--- Begin ---

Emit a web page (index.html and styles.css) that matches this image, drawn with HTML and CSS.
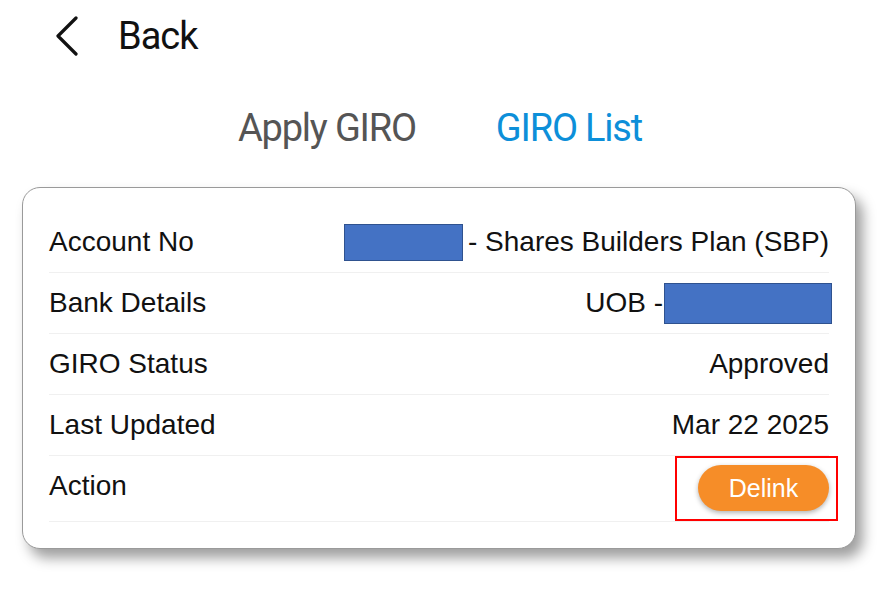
FILE: index.html
```html
<!DOCTYPE html>
<html>
<head>
<meta charset="utf-8">
<link rel="stylesheet" href="styles.css">
</head>
<body>
<header class="topbar">
  <svg class="chev" width="24" height="40" viewBox="0 0 24 40"><path d="M21 2 L3 20 L21 38" fill="none" stroke="#111" stroke-width="3.2" stroke-linecap="round" stroke-linejoin="round"/></svg>
  <span class="back">Back</span>
</header>
<nav class="tabs">
  <span class="tab">Apply GIRO</span>
  <span class="tab active">GIRO List</span>
</nav>
<section class="card">
  <div class="row"><span class="label">Account No</span><span class="value"><span class="redact r1"></span>- Shares Builders Plan (SBP)</span></div>
  <div class="row"><span class="label">Bank Details</span><span class="value">UOB -<span class="redact r2"></span></span></div>
  <div class="row"><span class="label">GIRO Status</span><span class="value">Approved</span></div>
  <div class="row"><span class="label">Last Updated</span><span class="value">Mar 22 2025</span></div>
  <div class="row last"><span class="label">Action</span><span class="value"><span class="btnwrap"><button class="delink">Delink</button><span class="mark"></span></span></span></div>
</section>
</body>
</html>
```
FILE: styles.css
```css
html, body { margin: 0; padding: 0; background: #fff; }
body { width: 889px; height: 595px; overflow: hidden; font-family: "Liberation Sans", Arial, sans-serif; }
.topbar { display: flex; align-items: center; height: 72px; padding-left: 55px; }
.chev { display: block; }
.back { font-family: Roboto, sans-serif; font-size: 38px; letter-spacing: -1px; color: #111; margin-left: 39px; }
.tabs { display: flex; justify-content: center; gap: 80px; margin-top: 34px; padding-right: 9px; line-height: 44px; height: 44px; }
.tab { font-family: Roboto, sans-serif; font-size: 38px; letter-spacing: -1.2px; color: #555; }
.tab.active { color: #0d8fd9; }
.card { margin: 37px 0 0 22px; width: 834px; box-sizing: border-box; border: 1px solid #9a9a9a; border-radius: 18px; background: #fff; padding: 24px 26px 26px 26px; box-shadow: 7px 9px 13px rgba(0,0,0,0.38); }
.row { display: flex; justify-content: space-between; align-items: center; height: 60px; border-bottom: 1px solid #f0f0f0; font-size: 28px; color: #111; }
.row.last { height: 65px; align-items: flex-start; }
.row.last .label { margin-top: 14px; }
.row.last .value { margin-top: 9px; }
.value { display: flex; align-items: center; }
.redact { display: inline-block; background: #4472c4; border: 1.5px solid #2f528f; box-sizing: border-box; }
.r1 { width: 119px; height: 37px; margin-right: 5px; }
.r2 { width: 168px; height: 41px; margin-left: 1px; margin-right: -3px; }
.btnwrap { position: relative; display: inline-block; }
.delink { display: block; width: 131px; height: 46px; border: none; border-radius: 23px; background: #f68d28; color: #fff; font-family: "Liberation Sans", Arial, sans-serif; font-size: 25px; padding: 0; box-shadow: 0 2px 5px rgba(0,0,0,0.3); }
.mark { position: absolute; top: -9px; bottom: -10px; left: -23px; right: -9px; border: 2px solid #f00; }
```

--- End ---

Return the material word for word. Pictures are not part of the copy.

- Expected answer
Emit a web page (index.html and styles.css) that matches this image, drawn with HTML and CSS.
FILE: index.html
```html
<!DOCTYPE html>
<html>
<head>
<meta charset="utf-8">
<link rel="stylesheet" href="styles.css">
</head>
<body>
<header class="topbar">
  <svg class="chev" width="24" height="40" viewBox="0 0 24 40"><path d="M21 2 L3 20 L21 38" fill="none" stroke="#111" stroke-width="3.2" stroke-linecap="round" stroke-linejoin="round"/></svg>
  <span class="back">Back</span>
</header>
<nav class="tabs">
  <span class="tab">Apply GIRO</span>
  <span class="tab active">GIRO List</span>
</nav>
<section class="card">
  <div class="row"><span class="label">Account No</span><span class="value"><span class="redact r1"></span>- Shares Builders Plan (SBP)</span></div>
  <div class="row"><span class="label">Bank Details</span><span class="value">UOB -<span class="redact r2"></span></span></div>
  <div class="row"><span class="label">GIRO Status</span><span class="value">Approved</span></div>
  <div class="row"><span class="label">Last Updated</span><span class="value">Mar 22 2025</span></div>
  <div class="row last"><span class="label">Action</span><span class="value"><span class="btnwrap"><button class="delink">Delink</button><span class="mark"></span></span></span></div>
</section>
</body>
</html>
```
FILE: styles.css
```css
html, body { margin: 0; padding: 0; background: #fff; }
body { width: 889px; height: 595px; overflow: hidden; font-family: "Liberation Sans", Arial, sans-serif; }
.topbar { display: flex; align-items: center; height: 72px; padding-left: 55px; }
.chev { display: block; }
.back { font-family: Roboto, sans-serif; font-size: 38px; letter-spacing: -1px; color: #111; margin-left: 39px; }
.tabs { display: flex; justify-content: center; gap: 80px; margin-top: 34px; padding-right: 9px; line-height: 44px; height: 44px; }
.tab { font-family: Roboto, sans-serif; font-size: 38px; letter-spacing: -1.2px; color: #555; }
.tab.active { color: #0d8fd9; }
.card { margin: 37px 0 0 22px; width: 834px; box-sizing: border-box; border: 1px solid #9a9a9a; border-radius: 18px; background: #fff; padding: 24px 26px 26px 26px; box-shadow: 7px 9px 13px rgba(0,0,0,0.38); }
.row { display: flex; justify-content: space-between; align-items: center; height: 60px; border-bottom: 1px solid #f0f0f0; font-size: 28px; color: #111; }
.row.last { height: 65px; align-items: flex-start; }
.row.last .label { margin-top: 14px; }
.row.last .value { margin-top: 9px; }
.value { display: flex; align-items: center; }
.redact { display: inline-block; background: #4472c4; border: 1.5px solid #2f528f; box-sizing: border-box; }
.r1 { width: 119px; height: 37px; margin-right: 5px; }
.r2 { width: 168px; height: 41px; margin-left: 1px; margin-right: -3px; }
.btnwrap { position: relative; display: inline-block; }
.delink { display: block; width: 131px; height: 46px; border: none; border-radius: 23px; background: #f68d28; color: #fff; font-family: "Liberation Sans", Arial, sans-serif; font-size: 25px; padding: 0; box-shadow: 0 2px 5px rgba(0,0,0,0.3); }
.mark { position: absolute; top: -9px; bottom: -10px; left: -23px; right: -9px; border: 2px solid #f00; }
```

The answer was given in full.